Written task = Omit every picture and return the rest of the data unaltered.

## START Data extract

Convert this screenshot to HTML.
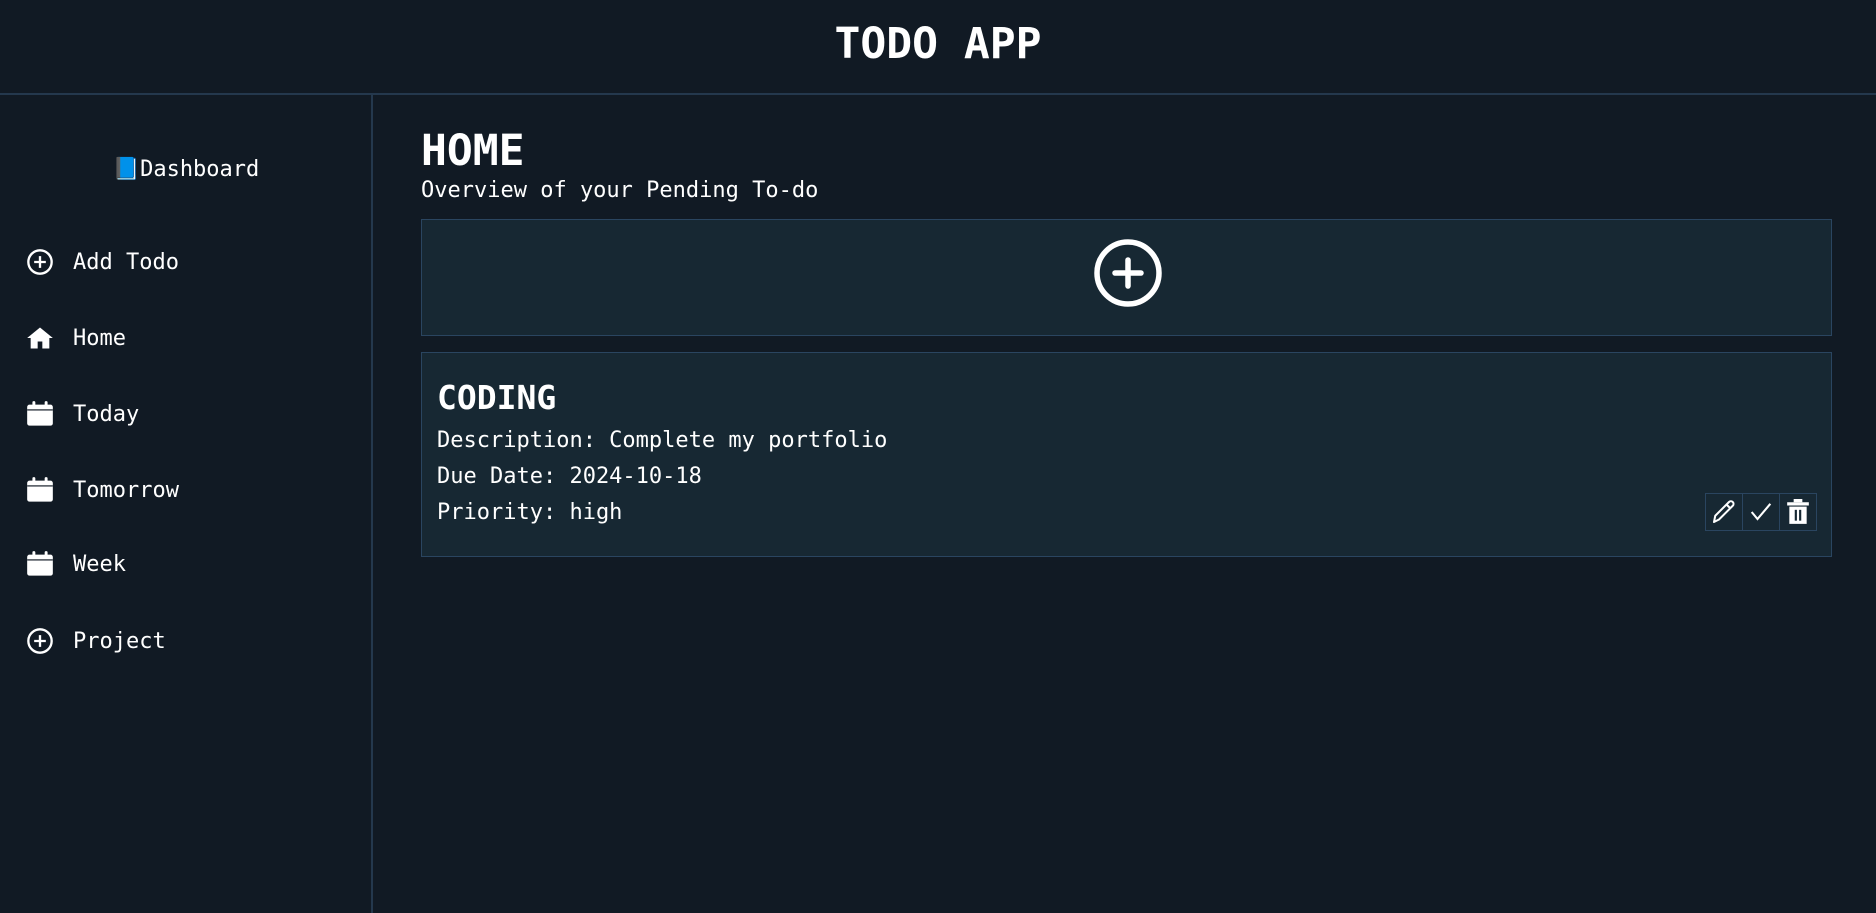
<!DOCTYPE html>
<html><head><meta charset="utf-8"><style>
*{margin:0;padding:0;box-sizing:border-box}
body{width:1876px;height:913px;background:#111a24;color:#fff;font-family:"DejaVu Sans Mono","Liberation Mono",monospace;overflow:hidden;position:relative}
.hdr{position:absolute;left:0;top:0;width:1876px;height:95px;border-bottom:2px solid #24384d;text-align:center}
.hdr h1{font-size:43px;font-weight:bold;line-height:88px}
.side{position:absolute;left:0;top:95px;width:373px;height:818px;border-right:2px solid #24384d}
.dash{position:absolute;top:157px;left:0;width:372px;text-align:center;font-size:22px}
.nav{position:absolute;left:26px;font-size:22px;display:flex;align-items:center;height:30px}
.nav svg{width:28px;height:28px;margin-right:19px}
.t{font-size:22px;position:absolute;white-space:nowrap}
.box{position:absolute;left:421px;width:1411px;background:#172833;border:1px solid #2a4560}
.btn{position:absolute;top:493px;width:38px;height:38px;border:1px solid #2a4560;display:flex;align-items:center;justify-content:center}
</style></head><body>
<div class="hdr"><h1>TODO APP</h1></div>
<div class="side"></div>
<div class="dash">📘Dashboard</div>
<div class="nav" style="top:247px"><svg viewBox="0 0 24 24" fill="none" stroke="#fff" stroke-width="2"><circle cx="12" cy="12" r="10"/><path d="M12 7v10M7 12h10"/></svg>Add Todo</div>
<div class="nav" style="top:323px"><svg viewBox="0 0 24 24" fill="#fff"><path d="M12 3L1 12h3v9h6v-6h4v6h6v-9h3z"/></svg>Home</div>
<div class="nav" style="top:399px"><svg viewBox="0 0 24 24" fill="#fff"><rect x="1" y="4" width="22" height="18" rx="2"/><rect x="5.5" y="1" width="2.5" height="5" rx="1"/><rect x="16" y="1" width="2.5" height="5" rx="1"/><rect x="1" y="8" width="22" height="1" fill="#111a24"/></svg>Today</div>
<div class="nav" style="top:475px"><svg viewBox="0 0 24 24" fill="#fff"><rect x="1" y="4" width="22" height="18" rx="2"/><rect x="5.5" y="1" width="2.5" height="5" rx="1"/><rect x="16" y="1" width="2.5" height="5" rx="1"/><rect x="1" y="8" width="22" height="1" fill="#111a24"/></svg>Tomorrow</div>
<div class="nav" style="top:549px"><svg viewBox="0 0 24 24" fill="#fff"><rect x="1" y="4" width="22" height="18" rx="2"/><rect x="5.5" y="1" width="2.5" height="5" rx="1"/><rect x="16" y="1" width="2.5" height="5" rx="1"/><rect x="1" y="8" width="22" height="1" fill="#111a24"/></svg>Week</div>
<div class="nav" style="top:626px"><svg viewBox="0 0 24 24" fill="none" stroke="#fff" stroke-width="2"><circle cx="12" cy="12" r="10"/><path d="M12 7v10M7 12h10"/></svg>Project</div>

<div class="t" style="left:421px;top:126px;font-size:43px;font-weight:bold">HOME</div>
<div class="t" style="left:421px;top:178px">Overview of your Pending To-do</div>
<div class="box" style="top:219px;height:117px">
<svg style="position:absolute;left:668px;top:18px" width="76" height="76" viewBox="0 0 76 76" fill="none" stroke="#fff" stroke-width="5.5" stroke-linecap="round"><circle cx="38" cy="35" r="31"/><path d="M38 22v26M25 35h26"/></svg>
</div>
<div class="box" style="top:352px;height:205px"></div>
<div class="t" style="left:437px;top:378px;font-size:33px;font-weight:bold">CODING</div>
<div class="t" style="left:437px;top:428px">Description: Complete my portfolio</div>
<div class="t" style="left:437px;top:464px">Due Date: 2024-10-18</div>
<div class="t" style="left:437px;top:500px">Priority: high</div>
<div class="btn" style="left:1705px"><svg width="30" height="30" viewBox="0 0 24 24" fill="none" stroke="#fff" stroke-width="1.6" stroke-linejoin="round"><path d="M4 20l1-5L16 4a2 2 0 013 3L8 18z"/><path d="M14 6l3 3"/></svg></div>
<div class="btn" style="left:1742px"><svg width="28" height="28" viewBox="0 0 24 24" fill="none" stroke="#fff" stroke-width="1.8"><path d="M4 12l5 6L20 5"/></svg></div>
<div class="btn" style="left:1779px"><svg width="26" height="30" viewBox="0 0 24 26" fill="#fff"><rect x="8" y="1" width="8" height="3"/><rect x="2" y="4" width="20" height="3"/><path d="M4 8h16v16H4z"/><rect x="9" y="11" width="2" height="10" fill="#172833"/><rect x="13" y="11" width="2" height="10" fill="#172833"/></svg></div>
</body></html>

## END Data extract

Expected output =
Convert this screenshot to HTML.
<!DOCTYPE html>
<html><head><meta charset="utf-8"><style>
*{margin:0;padding:0;box-sizing:border-box}
body{width:1876px;height:913px;background:#111a24;color:#fff;font-family:"DejaVu Sans Mono","Liberation Mono",monospace;overflow:hidden;position:relative}
.hdr{position:absolute;left:0;top:0;width:1876px;height:95px;border-bottom:2px solid #24384d;text-align:center}
.hdr h1{font-size:43px;font-weight:bold;line-height:88px}
.side{position:absolute;left:0;top:95px;width:373px;height:818px;border-right:2px solid #24384d}
.dash{position:absolute;top:157px;left:0;width:372px;text-align:center;font-size:22px}
.nav{position:absolute;left:26px;font-size:22px;display:flex;align-items:center;height:30px}
.nav svg{width:28px;height:28px;margin-right:19px}
.t{font-size:22px;position:absolute;white-space:nowrap}
.box{position:absolute;left:421px;width:1411px;background:#172833;border:1px solid #2a4560}
.btn{position:absolute;top:493px;width:38px;height:38px;border:1px solid #2a4560;display:flex;align-items:center;justify-content:center}
</style></head><body>
<div class="hdr"><h1>TODO APP</h1></div>
<div class="side"></div>
<div class="dash">📘Dashboard</div>
<div class="nav" style="top:247px"><svg viewBox="0 0 24 24" fill="none" stroke="#fff" stroke-width="2"><circle cx="12" cy="12" r="10"/><path d="M12 7v10M7 12h10"/></svg>Add Todo</div>
<div class="nav" style="top:323px"><svg viewBox="0 0 24 24" fill="#fff"><path d="M12 3L1 12h3v9h6v-6h4v6h6v-9h3z"/></svg>Home</div>
<div class="nav" style="top:399px"><svg viewBox="0 0 24 24" fill="#fff"><rect x="1" y="4" width="22" height="18" rx="2"/><rect x="5.5" y="1" width="2.5" height="5" rx="1"/><rect x="16" y="1" width="2.5" height="5" rx="1"/><rect x="1" y="8" width="22" height="1" fill="#111a24"/></svg>Today</div>
<div class="nav" style="top:475px"><svg viewBox="0 0 24 24" fill="#fff"><rect x="1" y="4" width="22" height="18" rx="2"/><rect x="5.5" y="1" width="2.5" height="5" rx="1"/><rect x="16" y="1" width="2.5" height="5" rx="1"/><rect x="1" y="8" width="22" height="1" fill="#111a24"/></svg>Tomorrow</div>
<div class="nav" style="top:549px"><svg viewBox="0 0 24 24" fill="#fff"><rect x="1" y="4" width="22" height="18" rx="2"/><rect x="5.5" y="1" width="2.5" height="5" rx="1"/><rect x="16" y="1" width="2.5" height="5" rx="1"/><rect x="1" y="8" width="22" height="1" fill="#111a24"/></svg>Week</div>
<div class="nav" style="top:626px"><svg viewBox="0 0 24 24" fill="none" stroke="#fff" stroke-width="2"><circle cx="12" cy="12" r="10"/><path d="M12 7v10M7 12h10"/></svg>Project</div>

<div class="t" style="left:421px;top:126px;font-size:43px;font-weight:bold">HOME</div>
<div class="t" style="left:421px;top:178px">Overview of your Pending To-do</div>
<div class="box" style="top:219px;height:117px">
<svg style="position:absolute;left:668px;top:18px" width="76" height="76" viewBox="0 0 76 76" fill="none" stroke="#fff" stroke-width="5.5" stroke-linecap="round"><circle cx="38" cy="35" r="31"/><path d="M38 22v26M25 35h26"/></svg>
</div>
<div class="box" style="top:352px;height:205px"></div>
<div class="t" style="left:437px;top:378px;font-size:33px;font-weight:bold">CODING</div>
<div class="t" style="left:437px;top:428px">Description: Complete my portfolio</div>
<div class="t" style="left:437px;top:464px">Due Date: 2024-10-18</div>
<div class="t" style="left:437px;top:500px">Priority: high</div>
<div class="btn" style="left:1705px"><svg width="30" height="30" viewBox="0 0 24 24" fill="none" stroke="#fff" stroke-width="1.6" stroke-linejoin="round"><path d="M4 20l1-5L16 4a2 2 0 013 3L8 18z"/><path d="M14 6l3 3"/></svg></div>
<div class="btn" style="left:1742px"><svg width="28" height="28" viewBox="0 0 24 24" fill="none" stroke="#fff" stroke-width="1.8"><path d="M4 12l5 6L20 5"/></svg></div>
<div class="btn" style="left:1779px"><svg width="26" height="30" viewBox="0 0 24 26" fill="#fff"><rect x="8" y="1" width="8" height="3"/><rect x="2" y="4" width="20" height="3"/><path d="M4 8h16v16H4z"/><rect x="9" y="11" width="2" height="10" fill="#172833"/><rect x="13" y="11" width="2" height="10" fill="#172833"/></svg></div>
</body></html>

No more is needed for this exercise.